Our experience tells us that in the next several years those with strong credit skills and experience will fair best. Accordingly, we stress test our loans assuming interest rates and cap rates rise and property operating performance flows.

Equally important, we’ve instituted what we consider the best-in-class asset monitoring and internal reporting systems and procedures. We have separate origination and asset management teams, which helps promote objectivity in evaluating assets. We have 10 professionals involved in asset management, of which seven are 100% dedicated to this function.

On a weekly basis, our management team meets with our asset managers to review pending requests, review our followthrough on prior requests and assess new developments in our loan portfolio.
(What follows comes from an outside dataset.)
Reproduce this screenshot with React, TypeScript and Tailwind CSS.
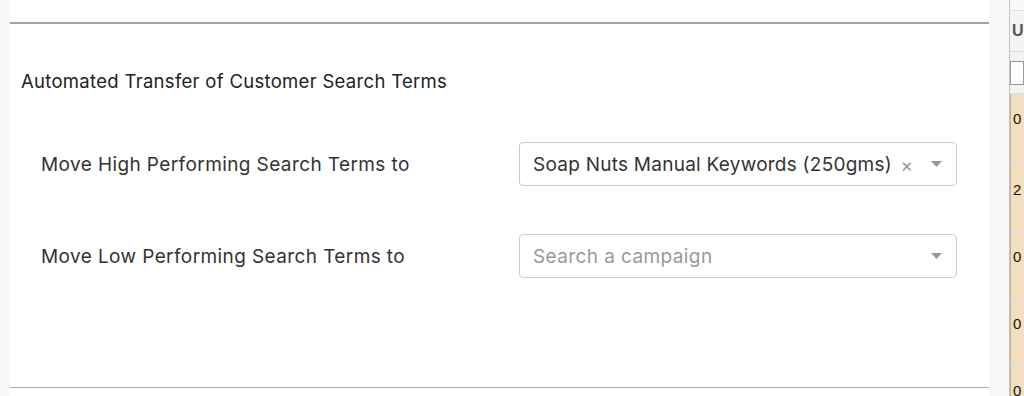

On a monthly basis, we perform an in-depth review on a subset of our portfolio, and on a quarterly basis, we do a comprehensive portfolio roll up with the entire asset management team, senior management team and investment professionals.

We discuss each asset in depth comparing current performance to the bars business plan, our underwriting and current market conditions. At the end of each quarter, we perform a re-underwriting and revaluation of each loan in our portfolio.

These results are evaluated by internal valuation committee, which includes senior management as well as a member of the TPG Real Estate equity team for their perspective on value. Our risk rating system is an integral part of this process, and we seek to operate with full transparency and report results of our proactive asset management.

This level of individual asset oversight bolsters our credit preservation and risk management processes, but also allows us to foresee potential early repayments of assets whose performance is exceeding the underwritten business plan, which, therefore, makes these loans candidates for a refinancing.

We are very proactive in modifying highly performing loans so that they will stay outstanding for a longer period of time. We believe that our portfolio is very strong and that our loans are well structured to be resilient in different market conditions. With that, I will now turn the discussion over to Bob..

Bob Foley

Thanks, Greta. Good morning, everyone, and happy election day. Complete details regarding our operating performance, loan portfolio, capital base and other key performance indicators are contained in the 10-Q and the earnings supplemental, which we filed last night.

I’ll cover a few key items now, and we’ll be pleased to take your questions at the conclusion of our remarks. For the third quarter, we registered GAAP net income of $26.8 million or $0.42 per diluted share. That compares to $26.5 million or $0.44 per diluted share for the preceding quarter.

The quarter-over-quarter change in GAAP net income and core earnings per diluted share was due primarily to an increase in our share count and that related to our $138.7 million equity offering in early August.

Earnings growth for the quarter of 1.5% was driven by net loan growth of $353 million, and a continued decline in our weighted average credit spread and borrowings of approximately eight basis points quarter-over-quarter. Our MG& A expense was in line with expectations, down quarter-over-quarter by about 4%.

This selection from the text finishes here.